Move to Wells Bank from Wire?
I am being recruited to Wells Fargo bank brokerage. I would take over a branch in an affluent suburb of a major metro area. The branch has 4500 customers and $150mm in deposits. They have the same platform as the WFA wirehouse side so I could continue doing mostly fee based asset management and financial planning. There is a regional licensed banker in the branch that is required to refer at least $750k per quarter to me and would be paid 10% payout on any revenue generated in the first year of the new client relationship.
I am currently at a wirehouse with a T-12 $300-$350k and assets north of $30mm. My revenue is 70% fee based and 30% annuities and funds. I have been growing at a steady but slow pace the last few years and would expect that to continue if I stay. They are offering around 100% T-12 upfront with a small potential back end. I did a spreadsheet assigning odds that each client would move and came up with 60% of my book would move with me. Could be more, could be less.
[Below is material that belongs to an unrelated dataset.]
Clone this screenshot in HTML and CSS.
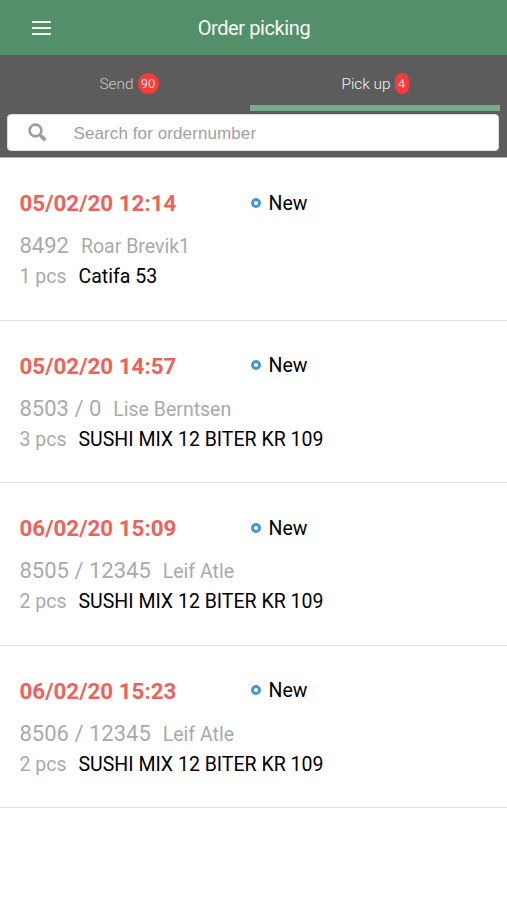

Ultimately the decision comes down to is the upfront money and the potential bank referrals worth the risk of leaving 40% of my clients behind. Or do I continue at the wire making 6 figures and focus on continuing to grow my practice. I have 2 former colleagues there. One left 6 years ago doing $200k and now does $1.2mm. The other failed out of our training program in his first year. Two years later at Wells, he is already doing $250k.
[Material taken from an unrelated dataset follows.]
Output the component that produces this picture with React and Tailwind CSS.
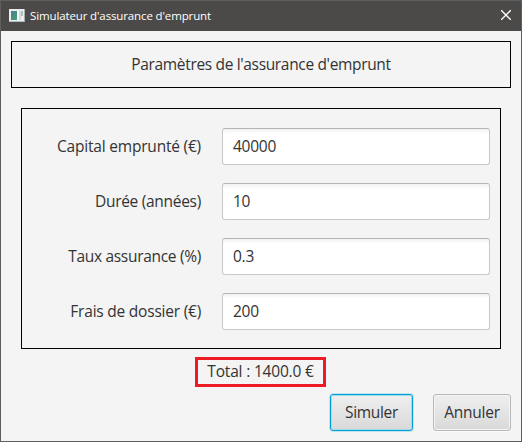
import React from "react";

const fields = [
  { label: "Capital emprunté (€)", value: "40000", tracking: "tracking-[-0.2px]" },
  { label: "Durée (années)", value: "10", tracking: "tracking-[-0.29px]" },
  { label: "Taux assurance (%)", value: "0.3", tracking: "tracking-[-0.3px]" },
  { label: "Frais de dossier (€)", value: "200", tracking: "tracking-[-0.22px]" },
];

function AppIcon() {
  return (
    <svg width="16" height="14" viewBox="0 0 16 14" shapeRendering="crispEdges">
      <defs>
        <linearGradient id="pane" x1="0" y1="0" x2="1" y2="1">
          <stop offset="0" stopColor="#4a7d9c" />
          <stop offset="1" stopColor="#43a06b" />
        </linearGradient>
      </defs>
      <rect x="0" y="0" width="16" height="13" fill="#e9edf0" />
      <rect x="0" y="12" width="16" height="1" fill="#b9bdc2" />
      <rect x="15" y="0" width="1" height="13" fill="#a9adb2" />
      <rect x="2" y="2" width="6" height="9" fill="url(#pane)" />
      <rect x="8" y="2" width="2" height="9" fill="#fafafa" />
      <rect x="10" y="2" width="2" height="9" fill="#d5d7e2" />
      <rect x="12" y="2" width="2" height="5" fill="#a9c4bd" />
      <rect x="12" y="7" width="2" height="4" fill="#eceef2" />
    </svg>
  );
}

function Field({ label, value, tracking }) {
  return (
    <div className="flex h-[37px] items-center gap-[21px]">
      <label className={`flex-1 whitespace-nowrap pb-0.5 text-right ${tracking}`}>{label}</label>
      <input
        readOnly
        value={value}
        className="h-[37px] w-[268px] rounded-[3px] border border-[#c8c8c8] border-t-[#b5b5b5] bg-white bg-linear-to-b from-[#f2f2f2] to-white to-[5px] px-[10px] pb-0.5 tracking-[-0.25px] outline-none"
      />
    </div>
  );
}

export default function App() {
  return (
    <div className="flex h-[442px] w-[522px] flex-col overflow-hidden border border-[#5e5e5e] bg-[#f4f4f4] font-['Open_Sans',sans-serif] text-[15.5px] leading-[20px] text-[#333333]">
      <header className="flex h-[30px] shrink-0 items-center bg-[#4c4a48] pl-2 pr-[10px] text-white">
        <AppIcon />
        <h1 className="ml-[5px] flex-1 whitespace-nowrap text-[11.5px] tracking-[-0.13px]">Simulateur d'assurance d'emprunt</h1>
        <svg className="mb-0.5" width="10" height="10" viewBox="0 0 10 10" stroke="currentColor" strokeWidth="1.3">
          <path d="M0 0L10 10M10 0L0 10" />
        </svg>
      </header>
      <main className="flex flex-col px-[10px] pt-[10px]">
        <h2 className="flex h-[47px] items-center justify-center border border-black pb-0.5">
          <span className="whitespace-nowrap tracking-[-0.34px]">Paramètres de l'assurance d'emprunt</span>
        </h2>
        <section className="mx-[10px] mt-5 flex h-[241px] flex-col gap-[18px] border border-black px-[10px] pt-[19px]">
          {fields.map((field) => (
            <Field key={field.label} {...field} />
          ))}
        </section>
        <div className="ml-[184px] mt-2 flex h-[30px] w-[131px] items-center justify-center border-3 border-[#ed1c24] pb-0.5">
          <span className="whitespace-nowrap tracking-[-0.18px]">Total : 1400.0 €</span>
        </div>
        <div className="mt-[7px] flex justify-end gap-5">
          <button className="h-[37px] w-[83px] rounded-[3px] border border-[#039ed3] bg-linear-to-b from-[#efefef] to-[#d9d9d9] pb-0.5 tracking-[-0.35px] shadow-[0_0_0_1px_#bfe5f2,inset_0_0_0_1px_#a5dced]">Simuler</button>
          <button className="h-[37px] w-[78px] rounded-[3px] border border-[#b9b9b9] bg-linear-to-b from-[#efefef] to-[#d9d9d9] pb-0.5 tracking-[-0.25px] shadow-[inset_0_0_0_1px_#f4f4f4,0_1px_0_#fafafa]">Annuler</button>
        </div>
      </main>
    </div>
  );
}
To head off the trolls, yes I am a piker doing $300k in my 8th year of production. Woe is me making 6 figures running my own business while 95% of my training class couldn't make the goals.
What do you see as the pros/cons of making this move?
pro: front/back end check (loan)
con: tied to them for 8-9 years
con:clients won't understand the fancier products
I worked at Wells Fargo and Wachovia before that for 10 years. I just left 8 months ago.
- There is no real incentive for bankers to refer, they often do not refer at all, or refer clients that you already have. I know they are supposed to refer to you, however most of the time it doesn't happen. People do not go into banks anymore. Everything is done online or through ATM's. The bankers therefore do not have a great personal relationship with a large part of the customers.
- Wells is a bank. The bank drives the bus. You will be looked to refer to bankers as well. They see you as someone who is touch with wealthy clients and they want a piece as well.
- If you want to build a book of financial planning. It's not happening. You have to deal with all people of all shapes and sizes. If a customer wants a 529 plan, and can only come in at 5pm....you are looked upon to help them. The bankers are graded by volume and customer service. If you say no, they may receive a bad score. That's not a good way to make friends with them.
The assets. Instead of looking to the bankers to refer. Pick up the phone and call these people. Keep in mind, the customers that don't already have an account have been called in the past.
the platform is identical to WFA wire.
The $750K per quarter referrals from private bankers is a joke. They dont even refer junk anymore to pretend to make the quota. Wells branches are fished out. The meager referrals are not worth the pay cut and the shitty back office help. Also, you will end up servicing $1000 529s and other headaches. Sizable referrals are few and far between.
Usually most people go from being a bank FA, and gathering assets there, to a wirehouse and receiving the higher payout on an established book... not the other way around.
I'm currently in a bank and I have to say the extra compliance, and the servicing of the small stuff, is a real pain in the a$$. Furthermore, you really have to ride the bankers to give you referrals, and maintaining that relationship can be stressful, especially if when they refer clients to you they miss out on putting money towards their own goals.